- _TASK INSTRUCTIONS_
Give the listing again character for character, but drop the images.

◇ ◇ ◇ ◇ ◇ ◇ ◇

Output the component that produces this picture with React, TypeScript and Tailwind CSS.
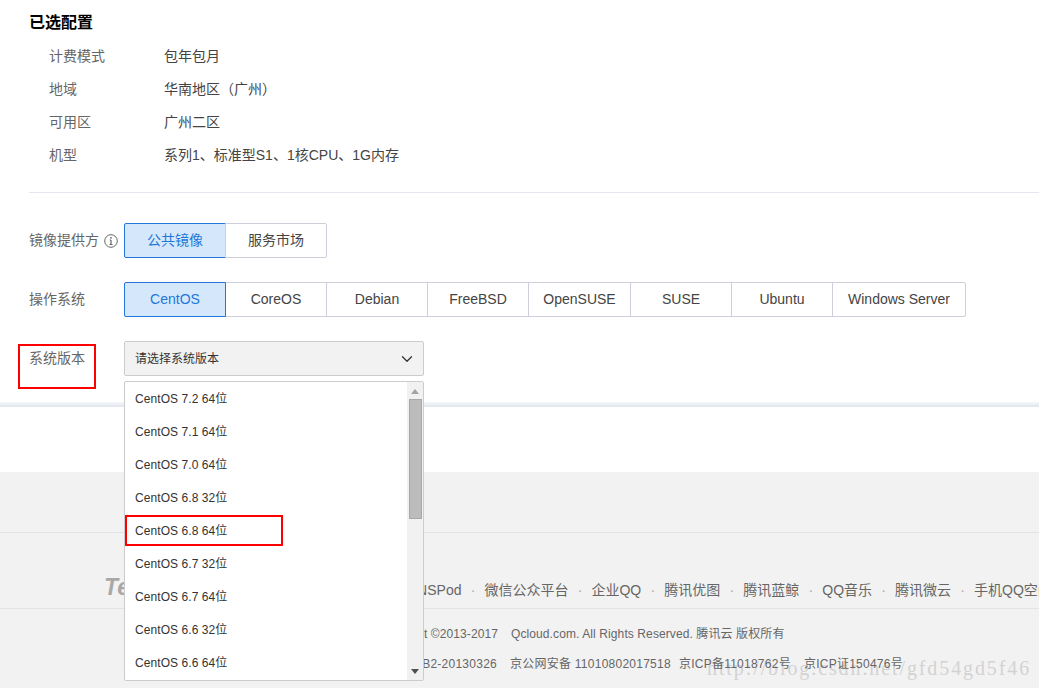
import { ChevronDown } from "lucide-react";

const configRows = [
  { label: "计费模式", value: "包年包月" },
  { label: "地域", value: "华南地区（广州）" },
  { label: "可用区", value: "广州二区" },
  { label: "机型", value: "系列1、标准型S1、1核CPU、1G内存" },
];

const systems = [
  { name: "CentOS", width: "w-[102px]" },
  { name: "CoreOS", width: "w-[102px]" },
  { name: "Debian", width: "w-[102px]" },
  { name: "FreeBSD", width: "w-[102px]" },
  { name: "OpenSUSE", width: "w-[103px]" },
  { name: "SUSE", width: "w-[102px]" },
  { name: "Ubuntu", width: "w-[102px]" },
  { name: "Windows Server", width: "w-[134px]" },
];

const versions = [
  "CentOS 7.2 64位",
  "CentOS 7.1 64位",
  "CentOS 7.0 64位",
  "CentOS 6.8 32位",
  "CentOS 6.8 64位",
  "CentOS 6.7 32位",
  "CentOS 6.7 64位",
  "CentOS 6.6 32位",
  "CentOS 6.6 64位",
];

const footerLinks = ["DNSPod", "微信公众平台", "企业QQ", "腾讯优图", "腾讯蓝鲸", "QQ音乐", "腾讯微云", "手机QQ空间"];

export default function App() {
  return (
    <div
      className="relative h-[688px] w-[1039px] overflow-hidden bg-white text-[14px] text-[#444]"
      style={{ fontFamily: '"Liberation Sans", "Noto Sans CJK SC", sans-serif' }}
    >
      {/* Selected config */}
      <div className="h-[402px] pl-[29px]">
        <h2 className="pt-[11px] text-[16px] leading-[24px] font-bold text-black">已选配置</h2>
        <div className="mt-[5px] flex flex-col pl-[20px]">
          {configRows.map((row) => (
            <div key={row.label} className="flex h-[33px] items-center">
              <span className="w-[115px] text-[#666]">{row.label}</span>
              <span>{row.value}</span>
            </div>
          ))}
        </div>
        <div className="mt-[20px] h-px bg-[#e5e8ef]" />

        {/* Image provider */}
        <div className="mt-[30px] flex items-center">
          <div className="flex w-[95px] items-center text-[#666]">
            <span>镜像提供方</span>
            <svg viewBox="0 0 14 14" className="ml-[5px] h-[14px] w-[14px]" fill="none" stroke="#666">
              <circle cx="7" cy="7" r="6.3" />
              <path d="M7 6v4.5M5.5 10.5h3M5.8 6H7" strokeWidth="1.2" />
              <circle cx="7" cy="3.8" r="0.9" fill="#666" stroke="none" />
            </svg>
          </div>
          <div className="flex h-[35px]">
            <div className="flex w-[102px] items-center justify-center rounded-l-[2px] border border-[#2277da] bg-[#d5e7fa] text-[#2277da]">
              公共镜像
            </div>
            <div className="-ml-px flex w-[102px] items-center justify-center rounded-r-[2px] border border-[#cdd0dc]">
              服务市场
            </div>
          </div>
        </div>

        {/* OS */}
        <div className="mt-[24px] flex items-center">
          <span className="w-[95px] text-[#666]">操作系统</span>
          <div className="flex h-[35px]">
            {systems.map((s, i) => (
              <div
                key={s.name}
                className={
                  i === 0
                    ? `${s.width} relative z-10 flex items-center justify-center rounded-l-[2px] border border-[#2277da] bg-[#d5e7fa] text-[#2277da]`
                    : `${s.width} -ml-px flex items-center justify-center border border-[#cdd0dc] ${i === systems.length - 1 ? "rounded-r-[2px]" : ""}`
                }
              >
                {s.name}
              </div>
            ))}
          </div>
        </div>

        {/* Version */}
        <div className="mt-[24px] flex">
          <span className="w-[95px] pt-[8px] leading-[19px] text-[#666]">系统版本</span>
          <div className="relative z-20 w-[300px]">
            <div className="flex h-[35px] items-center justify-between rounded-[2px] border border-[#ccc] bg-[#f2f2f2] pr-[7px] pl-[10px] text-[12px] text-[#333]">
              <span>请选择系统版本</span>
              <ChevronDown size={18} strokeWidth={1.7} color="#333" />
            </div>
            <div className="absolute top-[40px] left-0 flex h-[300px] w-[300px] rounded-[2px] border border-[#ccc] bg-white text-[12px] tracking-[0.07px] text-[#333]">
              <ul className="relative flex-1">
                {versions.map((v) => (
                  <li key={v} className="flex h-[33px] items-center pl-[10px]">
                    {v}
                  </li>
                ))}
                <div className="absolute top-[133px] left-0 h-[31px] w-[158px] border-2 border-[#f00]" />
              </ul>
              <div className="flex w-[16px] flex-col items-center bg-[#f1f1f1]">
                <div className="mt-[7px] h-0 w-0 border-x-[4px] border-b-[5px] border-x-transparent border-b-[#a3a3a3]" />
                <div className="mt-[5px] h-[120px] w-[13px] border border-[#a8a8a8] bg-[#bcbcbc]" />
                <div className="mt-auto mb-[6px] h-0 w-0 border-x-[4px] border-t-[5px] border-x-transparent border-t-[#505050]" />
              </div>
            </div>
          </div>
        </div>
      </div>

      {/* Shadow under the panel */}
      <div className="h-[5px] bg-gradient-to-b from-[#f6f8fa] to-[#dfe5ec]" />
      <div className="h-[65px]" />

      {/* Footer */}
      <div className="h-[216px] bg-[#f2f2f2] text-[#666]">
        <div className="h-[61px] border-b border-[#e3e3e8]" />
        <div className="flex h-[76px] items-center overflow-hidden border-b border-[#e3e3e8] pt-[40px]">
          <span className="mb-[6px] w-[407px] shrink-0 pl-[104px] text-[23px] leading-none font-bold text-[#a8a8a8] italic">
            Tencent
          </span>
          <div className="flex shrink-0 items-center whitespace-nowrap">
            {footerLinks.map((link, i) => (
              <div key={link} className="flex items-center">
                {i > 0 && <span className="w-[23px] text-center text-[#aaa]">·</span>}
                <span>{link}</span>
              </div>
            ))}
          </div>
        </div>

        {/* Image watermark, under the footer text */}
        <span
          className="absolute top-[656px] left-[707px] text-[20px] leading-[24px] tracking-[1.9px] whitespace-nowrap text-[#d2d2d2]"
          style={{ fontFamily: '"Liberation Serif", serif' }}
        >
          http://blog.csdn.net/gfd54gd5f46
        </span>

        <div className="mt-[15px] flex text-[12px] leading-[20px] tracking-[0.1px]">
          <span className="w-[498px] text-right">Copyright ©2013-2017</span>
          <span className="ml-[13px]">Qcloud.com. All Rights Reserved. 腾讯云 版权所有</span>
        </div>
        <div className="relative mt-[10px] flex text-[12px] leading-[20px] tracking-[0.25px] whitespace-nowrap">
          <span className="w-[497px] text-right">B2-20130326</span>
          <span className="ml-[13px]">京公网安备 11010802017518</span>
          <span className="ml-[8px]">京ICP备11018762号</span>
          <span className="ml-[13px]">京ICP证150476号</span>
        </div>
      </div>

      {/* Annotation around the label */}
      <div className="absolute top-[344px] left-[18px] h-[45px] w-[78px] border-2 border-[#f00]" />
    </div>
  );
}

◇ ◇ ◇ ◇ ◇ ◇ ◇

- _SOLUTION TO THE PROBLEM_
Output the component that produces this picture with React, TypeScript and Tailwind CSS.
import { ChevronDown } from "lucide-react";

const configRows = [
  { label: "计费模式", value: "包年包月" },
  { label: "地域", value: "华南地区（广州）" },
  { label: "可用区", value: "广州二区" },
  { label: "机型", value: "系列1、标准型S1、1核CPU、1G内存" },
];

const systems = [
  { name: "CentOS", width: "w-[102px]" },
  { name: "CoreOS", width: "w-[102px]" },
  { name: "Debian", width: "w-[102px]" },
  { name: "FreeBSD", width: "w-[102px]" },
  { name: "OpenSUSE", width: "w-[103px]" },
  { name: "SUSE", width: "w-[102px]" },
  { name: "Ubuntu", width: "w-[102px]" },
  { name: "Windows Server", width: "w-[134px]" },
];

const versions = [
  "CentOS 7.2 64位",
  "CentOS 7.1 64位",
  "CentOS 7.0 64位",
  "CentOS 6.8 32位",
  "CentOS 6.8 64位",
  "CentOS 6.7 32位",
  "CentOS 6.7 64位",
  "CentOS 6.6 32位",
  "CentOS 6.6 64位",
];

const footerLinks = ["DNSPod", "微信公众平台", "企业QQ", "腾讯优图", "腾讯蓝鲸", "QQ音乐", "腾讯微云", "手机QQ空间"];

export default function App() {
  return (
    <div
      className="relative h-[688px] w-[1039px] overflow-hidden bg-white text-[14px] text-[#444]"
      style={{ fontFamily: '"Liberation Sans", "Noto Sans CJK SC", sans-serif' }}
    >
      {/* Selected config */}
      <div className="h-[402px] pl-[29px]">
        <h2 className="pt-[11px] text-[16px] leading-[24px] font-bold text-black">已选配置</h2>
        <div className="mt-[5px] flex flex-col pl-[20px]">
          {configRows.map((row) => (
            <div key={row.label} className="flex h-[33px] items-center">
              <span className="w-[115px] text-[#666]">{row.label}</span>
              <span>{row.value}</span>
            </div>
          ))}
        </div>
        <div className="mt-[20px] h-px bg-[#e5e8ef]" />

        {/* Image provider */}
        <div className="mt-[30px] flex items-center">
          <div className="flex w-[95px] items-center text-[#666]">
            <span>镜像提供方</span>
            <svg viewBox="0 0 14 14" className="ml-[5px] h-[14px] w-[14px]" fill="none" stroke="#666">
              <circle cx="7" cy="7" r="6.3" />
              <path d="M7 6v4.5M5.5 10.5h3M5.8 6H7" strokeWidth="1.2" />
              <circle cx="7" cy="3.8" r="0.9" fill="#666" stroke="none" />
            </svg>
          </div>
          <div className="flex h-[35px]">
            <div className="flex w-[102px] items-center justify-center rounded-l-[2px] border border-[#2277da] bg-[#d5e7fa] text-[#2277da]">
              公共镜像
            </div>
            <div className="-ml-px flex w-[102px] items-center justify-center rounded-r-[2px] border border-[#cdd0dc]">
              服务市场
            </div>
          </div>
        </div>

        {/* OS */}
        <div className="mt-[24px] flex items-center">
          <span className="w-[95px] text-[#666]">操作系统</span>
          <div className="flex h-[35px]">
            {systems.map((s, i) => (
              <div
                key={s.name}
                className={
                  i === 0
                    ? `${s.width} relative z-10 flex items-center justify-center rounded-l-[2px] border border-[#2277da] bg-[#d5e7fa] text-[#2277da]`
                    : `${s.width} -ml-px flex items-center justify-center border border-[#cdd0dc] ${i === systems.length - 1 ? "rounded-r-[2px]" : ""}`
                }
              >
                {s.name}
              </div>
            ))}
          </div>
        </div>

        {/* Version */}
        <div className="mt-[24px] flex">
          <span className="w-[95px] pt-[8px] leading-[19px] text-[#666]">系统版本</span>
          <div className="relative z-20 w-[300px]">
            <div className="flex h-[35px] items-center justify-between rounded-[2px] border border-[#ccc] bg-[#f2f2f2] pr-[7px] pl-[10px] text-[12px] text-[#333]">
              <span>请选择系统版本</span>
              <ChevronDown size={18} strokeWidth={1.7} color="#333" />
            </div>
            <div className="absolute top-[40px] left-0 flex h-[300px] w-[300px] rounded-[2px] border border-[#ccc] bg-white text-[12px] tracking-[0.07px] text-[#333]">
              <ul className="relative flex-1">
                {versions.map((v) => (
                  <li key={v} className="flex h-[33px] items-center pl-[10px]">
                    {v}
                  </li>
                ))}
                <div className="absolute top-[133px] left-0 h-[31px] w-[158px] border-2 border-[#f00]" />
              </ul>
              <div className="flex w-[16px] flex-col items-center bg-[#f1f1f1]">
                <div className="mt-[7px] h-0 w-0 border-x-[4px] border-b-[5px] border-x-transparent border-b-[#a3a3a3]" />
                <div className="mt-[5px] h-[120px] w-[13px] border border-[#a8a8a8] bg-[#bcbcbc]" />
                <div className="mt-auto mb-[6px] h-0 w-0 border-x-[4px] border-t-[5px] border-x-transparent border-t-[#505050]" />
              </div>
            </div>
          </div>
        </div>
      </div>

      {/* Shadow under the panel */}
      <div className="h-[5px] bg-gradient-to-b from-[#f6f8fa] to-[#dfe5ec]" />
      <div className="h-[65px]" />

      {/* Footer */}
      <div className="h-[216px] bg-[#f2f2f2] text-[#666]">
        <div className="h-[61px] border-b border-[#e3e3e8]" />
        <div className="flex h-[76px] items-center overflow-hidden border-b border-[#e3e3e8] pt-[40px]">
          <span className="mb-[6px] w-[407px] shrink-0 pl-[104px] text-[23px] leading-none font-bold text-[#a8a8a8] italic">
            Tencent
          </span>
          <div className="flex shrink-0 items-center whitespace-nowrap">
            {footerLinks.map((link, i) => (
              <div key={link} className="flex items-center">
                {i > 0 && <span className="w-[23px] text-center text-[#aaa]">·</span>}
                <span>{link}</span>
              </div>
            ))}
          </div>
        </div>

        {/* Image watermark, under the footer text */}
        <span
          className="absolute top-[656px] left-[707px] text-[20px] leading-[24px] tracking-[1.9px] whitespace-nowrap text-[#d2d2d2]"
          style={{ fontFamily: '"Liberation Serif", serif' }}
        >
          http://blog.csdn.net/gfd54gd5f46
        </span>

        <div className="mt-[15px] flex text-[12px] leading-[20px] tracking-[0.1px]">
          <span className="w-[498px] text-right">Copyright ©2013-2017</span>
          <span className="ml-[13px]">Qcloud.com. All Rights Reserved. 腾讯云 版权所有</span>
        </div>
        <div className="relative mt-[10px] flex text-[12px] leading-[20px] tracking-[0.25px] whitespace-nowrap">
          <span className="w-[497px] text-right">B2-20130326</span>
          <span className="ml-[13px]">京公网安备 11010802017518</span>
          <span className="ml-[8px]">京ICP备11018762号</span>
          <span className="ml-[13px]">京ICP证150476号</span>
        </div>
      </div>

      {/* Annotation around the label */}
      <div className="absolute top-[344px] left-[18px] h-[45px] w-[78px] border-2 border-[#f00]" />
    </div>
  );
}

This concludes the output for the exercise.